Among the changes proposed:

  • Allowing awards based on money collected under deferred prosecution agreements and non-prosecution agreements entered into by the DOJ or a state attorney general in a criminal case, or a settlement agreement entered into by the SEC outside of a judicial or administrative proceeding addressing violations of the securities laws.
  • Allowing the SEC to adjust upward awards that are under $2 million (subject to the 30% statutory maximum) to an amount up to $2 million.
  • In light of the fact that 40% of the aggregate funds paid by the SEC to whistleblowers have been paid in only three awards, allowing the SEC to make certain downward adjustments of awards. In the context of potential awards that could yield total collected monetary sanctions of at least $100 million, the proposed rules would authorize the SEC to adjust the award percentage so that it would "yield a payout (subject to the 10% statutory minimum) that does not exceed an amount that is reasonably necessary to reward the whistleblower and to incentivize other similarly situated whistleblowers," subject to a floor of $30 million.
  • Elimination of potential double recovery under different whistleblower programs by amending the definition of "related action."
  • In response to Digital Realty, "modify Rule 21F-2 so that it comports with the Court's holding by, among other things, establishing a uniform definition of 'whistleblower' that would apply to all aspects of Exchange Act Section 21F—i.e., the award program, the heightened confidentiality requirements, and the employment anti-retaliation protections. For purposes of retaliation protection, an individual would be required to report information about possible securities laws violations to the Commission 'in writing.' To be eligible for an award or to obtain heightened confidentiality protection, the additional existing requirement that a whistleblower submit information on Form TCR or through the Commission's online tips portal would remain in place."

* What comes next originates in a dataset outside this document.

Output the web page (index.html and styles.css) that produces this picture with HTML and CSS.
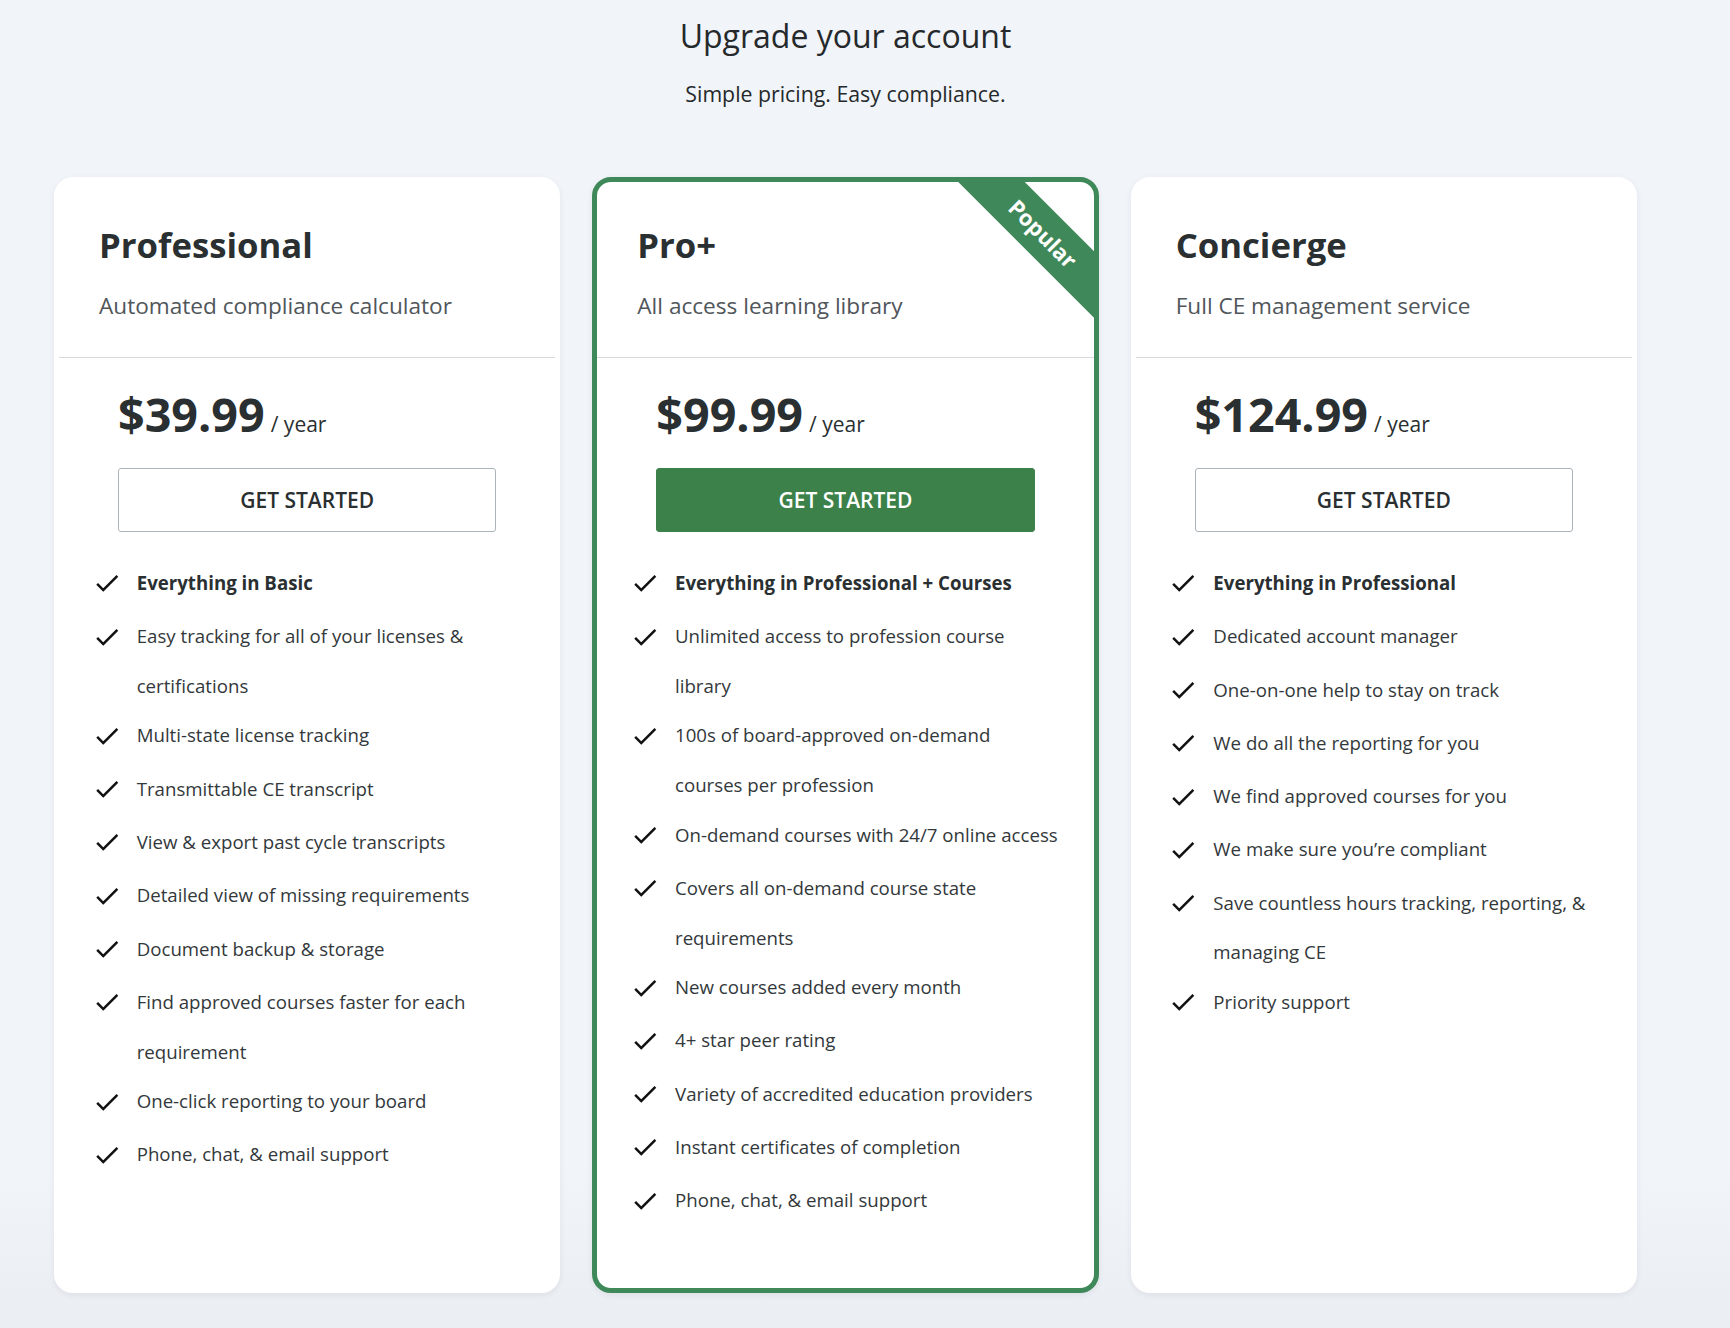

  • Increasing efficiency in the claims review process by clarifying the SEC's authority to bar individuals who submit false information or who make repeated frivolous claims, and by providing the SEC with a summary disposition procedure for certain types of "likely denials," such as untimely applications, non-compliant submissions or where the claimant's information was not used. The claimant would have an opportunity to contest.
  • Clarify and enhance certain policies, practices and procedures in implementing the program by changing certain definitions and making certain procedures more flexible.

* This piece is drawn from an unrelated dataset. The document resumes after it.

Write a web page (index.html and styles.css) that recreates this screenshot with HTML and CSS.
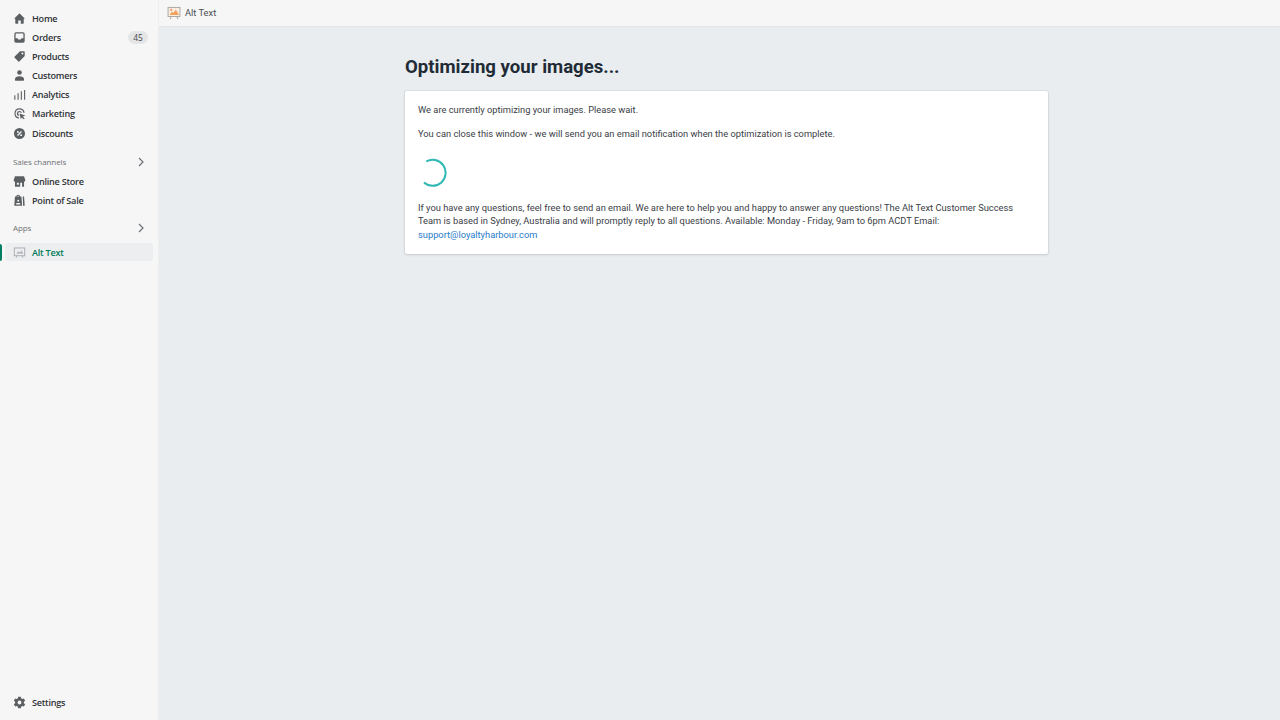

  • Providing interpretive guidance to help clarify that, to qualify as "independent analysis," a whistleblower's submission must provide evaluation, assessment or insight that is not "reasonably apparent" to the SEC from publicly available information.

(The following is based solely on notes, so standard caveats apply.)

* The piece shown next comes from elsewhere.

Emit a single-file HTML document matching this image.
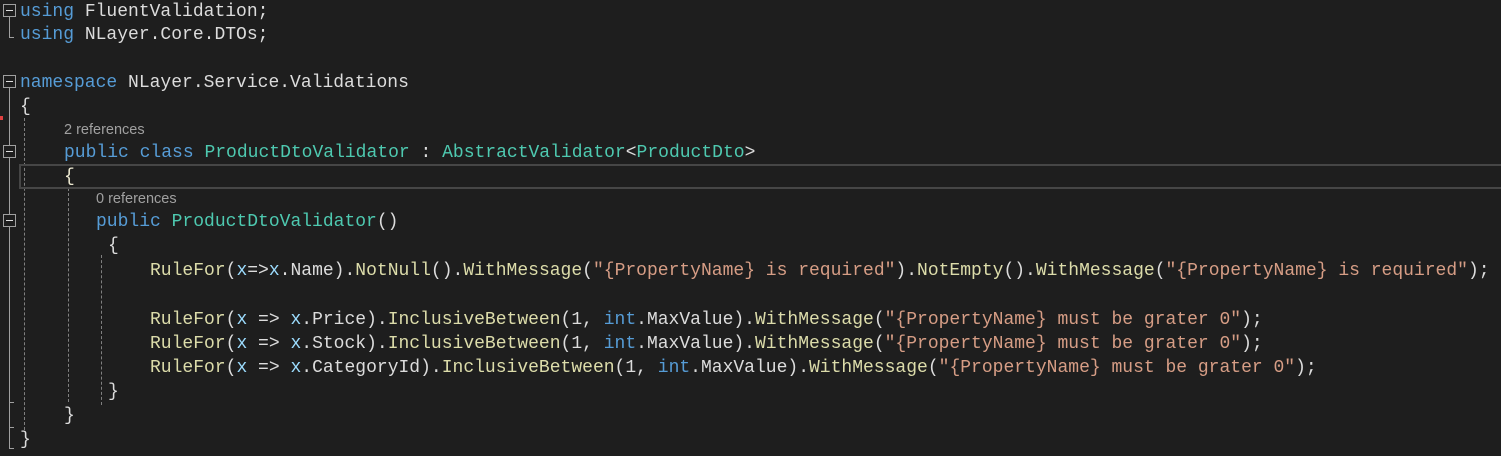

Commissioners Stein and Jackson both voted against issuing the proposal. Commissioner Stein acknowledged the success of the program, which, since inception, had resulted in over 22,000 whistleblower tips. She was "deeply troubled" about providing authority to depart from the SEC's historic analysis based on specific factors to determine the amount of awards, particularly with respect to the possibility of reducing the award size. She was also concerned that the change would be inconsistent with the Congressional directive under the statute. Moreover, she saw no evidence of a problem with the current program. She also questioned why the $30 million floor had been determined to be the correct floor. In addition, with respect to the guidance proposed, she was uncertain that the proposed clarification really clarified anything. Commissioner Jackson, highlighting the risks that whistleblowers face, was critical of the injection of uncertainty—a kind of political uncertainty—into the award amounts as a result of the proposed change. Commissioner Piwowar, who supported the proposal, was pleased that the SEC had undertaken this type of retrospective review and viewed the proposed changes as incremental but meaningful. Similarly, Commissioner Peirce also appreciated the retrospective review and thought the amendments would help to provide more flexibility and remove an "unnecessarily restrictive straightjacket."